Among the information released by WikiLeaks recently comes the news that last year’s hacking of Google servers were initiated by the Chinese Communist Party’s (CCP) Politburo, and that the order was given by Zhou Yongkang (周永康) and Li Changchun (李長春), both members of the Politburo Standing Committee. Back in November 2004, the Epoch Times published an article about how Internet monitoring was being used in China to persecute Falun Gong practitioners. The article mentioned Zhou by name, in his capacity as head of the Ministry of Public Security, as the orchestrator of the Internet censorship.
The Golden Shield Project, a censorship and surveillance project led entirely by the ministry, gave the Chinese authorities unprecedented surveillance powers over members of human rights and democracy movements. The news that Zhou gave orders to attack Google comes as no surprise: It is just part of his everyday job as one of the senior leaders of the CCP’s system of terror.
Zhou gained the favor of former Chinese president Jiang Zemin (江澤民) for cracking down hard on Falun Gong back when he was head of Sichuan Province. This earned him the appointment to head the security ministry. In this position he was quite open about the need for coming down hard on the Falun Gong, identifying it as an important task for the ministry, and was known for rewarding members of the ministry who persecuted Falun Gong practitioners. From 2001 onwards, numerous cases were brought against Zhou by the Falun Gong group in countries such as the US, Canada, Sweden and France for torture, genocide and crimes against humanity.

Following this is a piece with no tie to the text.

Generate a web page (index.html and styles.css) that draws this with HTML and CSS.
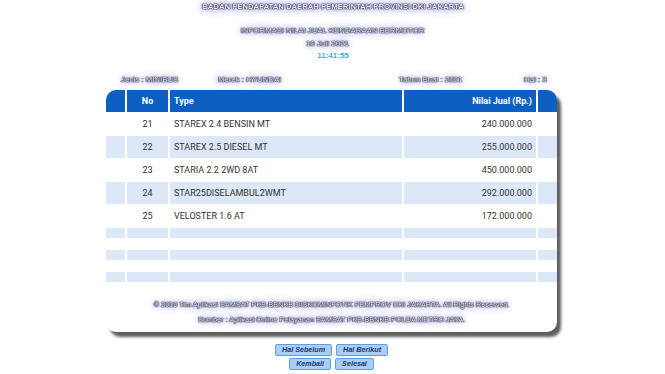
FILE: index.html
```html
<!DOCTYPE html>
<html>
<head>
<meta charset="utf-8">
<link rel="stylesheet" href="styles.css">
</head>
<body>
<div class="page">
  <div class="title glow">BADAN PENDAPATAN DAERAH PEMERINTAH PROVINSI DKI JAKARTA</div>
  <div class="info glow">INFORMASI NILAI JUAL KENDARAAN BERMOTOR</div>
  <div class="date glow">10 Juli 2021</div>
  <div class="time">11:41:55</div>
  <div class="meta glow">
    <span class="m-jenis">Jenis : MINIBUS</span>
    <span class="m-merek">Merek : HYUNDAI</span>
    <span class="m-tahun">Tahun Buat : 2021</span>
    <span class="m-hal">Hal : 3</span>
  </div>
  <div class="card">
    <table class="grid">
      <thead>
        <tr><th class="c-pad"></th><th class="c-no">No</th><th class="c-type">Type</th><th class="c-val">Nilai Jual (Rp.)</th><th class="c-pad"></th></tr>
      </thead>
      <tbody>
        <tr><td></td><td class="c-no">21</td><td class="c-type">STAREX 2.4 BENSIN MT</td><td class="c-val">240.000.000</td><td></td></tr>
        <tr class="alt"><td></td><td class="c-no">22</td><td class="c-type">STAREX 2.5 DIESEL MT</td><td class="c-val">255.000.000</td><td></td></tr>
        <tr><td></td><td class="c-no">23</td><td class="c-type">STARIA 2.2 2WD 8AT</td><td class="c-val">450.000.000</td><td></td></tr>
        <tr class="alt"><td></td><td class="c-no">24</td><td class="c-type">STAR25DISELAMBUL2WMT</td><td class="c-val">292.000.000</td><td></td></tr>
        <tr><td></td><td class="c-no">25</td><td class="c-type">VELOSTER 1.6 AT</td><td class="c-val">172.000.000</td><td></td></tr>
        <tr class="alt empty"><td></td><td></td><td></td><td></td><td></td></tr>
        <tr class="empty"><td></td><td></td><td></td><td></td><td></td></tr>
        <tr class="alt empty"><td></td><td></td><td></td><td></td><td></td></tr>
        <tr class="empty"><td></td><td></td><td></td><td></td><td></td></tr>
        <tr class="alt empty"><td></td><td></td><td></td><td></td><td></td></tr>
      </tbody>
    </table>
    <div class="footer glow">
      <div>© 2010 Tim Aplikasi SAMSAT PKB-BBNKB DISKOMINFOTIK PEMPROV DKI JAKARTA. All Rights Reserved.</div>
      <div>Sumber : Aplikasi Online Pelayanan SAMSAT PKB-BBNKB POLDA METRO JAYA.</div>
    </div>
  </div>
  <div class="buttons">
    <div class="btn-row"><button class="btn">Hal Sebelum</button><button class="btn">Hal Berikut</button></div>
    <div class="btn-row"><button class="btn">Kembali</button><button class="btn">Selesai</button></div>
  </div>
</div>
</body>
</html>
```

FILE: styles.css
```css
html, body {
  margin: 0;
  padding: 0;
  background: #ffffff;
}
.page {
  display: flex;
  flex-direction: column;
  align-items: center;
  font-family: "Liberation Sans", Arial, sans-serif;
  width: 665px;
}
.glow {
  color: #f2f2fa;
  text-shadow: 0 0 1px #2a2a3a, 0 0 1px #2a2a3a, 0 0 1px #2a2a3a, 0 0 1px #2a2a3a, 0 0 5px #7878f0, 0 0 10px #a0a0ff, 0 0 14px #c4c4ff;
}
.title {
  font-size: 7.7px;
  font-weight: bold;
  line-height: 9px;
  padding-top: 2px;
  margin-left: 1px;
}
.info {
  margin-top: 14px;
  font-size: 7.8px;
  line-height: 12px;
}
.date {
  font-size: 8px;
  line-height: 13px;
  margin-left: -10px;
}
.time {
  font-size: 8px;
  font-weight: bold;
  line-height: 12px;
  color: #4ba9dd;
  margin-left: 1px;
}
.meta {
  margin-top: 12px;
  width: 451px;
  display: flex;
  font-size: 7.8px;
  line-height: 12px;
  box-sizing: border-box;
  padding-left: 15px;
  margin-left: -2px;
}
.m-jenis { width: 97px; }
.m-merek { width: 181px; }
.m-tahun { width: 125px; }
.card {
  margin-top: 4px;
  width: 451px;
  margin-left: -2px;
  background: #ffffff;
  border-radius: 10px;
  overflow: hidden;
  box-shadow: 4px 5px 3px rgba(40, 40, 40, 0.75);
}
.grid {
  border-collapse: separate;
  border-spacing: 2px 1px;
  width: calc(100% + 4px);
  margin: -1px -2px 0 -2px;
  font-family: Roboto, "Liberation Sans", sans-serif;
  font-size: 9px;
  color: #333333;
}
.grid th {
  background: #0d5fc2;
  color: #ffffff;
  font-weight: bold;
  height: 22px;
  padding: 0 4px;
}
.grid td {
  height: 22px;
  padding: 0 4px;
}
.grid tr.alt td {
  background: #dce8f8;
}
.grid tr.empty td {
  height: 10px;
}
.c-pad { width: 11px; }
.c-no { width: 33px; text-align: center; }
.grid th.c-type, .grid td.c-type { text-align: left; width: 224px; }
.grid th.c-val, .grid td.c-val { text-align: right; }
.footer {
  padding: 14px 0 5px;
  font-size: 7.3px;
  line-height: 15px;
  text-align: center;
}
.buttons {
  margin-top: 12px;
  display: flex;
  flex-direction: column;
  gap: 2px;
  margin-left: -2px;
}
.btn-row {
  display: flex;
  justify-content: center;
  gap: 4px;
}
.btn {
  font-family: "Liberation Sans", Arial, sans-serif;
  font-size: 7.2px;
  font-weight: bold;
  font-style: italic;
  color: #1c3770;
  background: #a9cdf4;
  border: 1px solid #5f9ee3;
  border-radius: 2px;
  height: 12px;
  padding: 0 6px;
  line-height: 10px;
}
```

Li was also implicated in the attack on Google. Li is in charge of ideology and CCP propaganda. He has been criticized for “inciting hatred” by calling on people to persecute members of Falun Gong. In 2004 Li visited France. When he was there, Falun Gong brought charges of torture against him.
Here we have a situation in which CCP officials and senior cadres have been charged with serious offenses internationally, but the government in Taiwan has turned a blind eye to such things. They have been given information about these officials’ involvement in human rights abuses by civil human rights organizations, but they have chosen to ignore it. The Ministry of Justice even went so far as to designate the secretariat or deputy secretary of the CCP’s Central Committee — essentially the leaders of their most senior spy group — as “legal experts” and allowed them to visit Taiwan. This is totally absurd.
Since October, a number of local governments have passed legislation requiring the Mainland Affairs Council and the National Immigration Agency to run careful checks on Chinese officials and senior CCP cadres applying for entry into Taiwan to see if they have ever been involved in human rights abuses. Those involved in such abuses are to be considered persona non grata, and notices are to be sent to councils on every level, as well as to civic groups, asking them to refuse invitations to visit China from such individuals, and certainly not to invite them to visit Taiwan.
To date, these local governments include Kaohsiung City Council, Miaoli County Council, Changhua County and City council and Hualien County Council, and I expect that more will follow suit. Hopefully the government can listen to the public, respect Taiwan’s democracy and freedom and prevent senior members of the CCP, a regime that violates human rights, from coming and contaminating Taiwan. Their presence in this nation is an insult to Taiwanese.
Theresa Chu is a US-based human rights lawyer.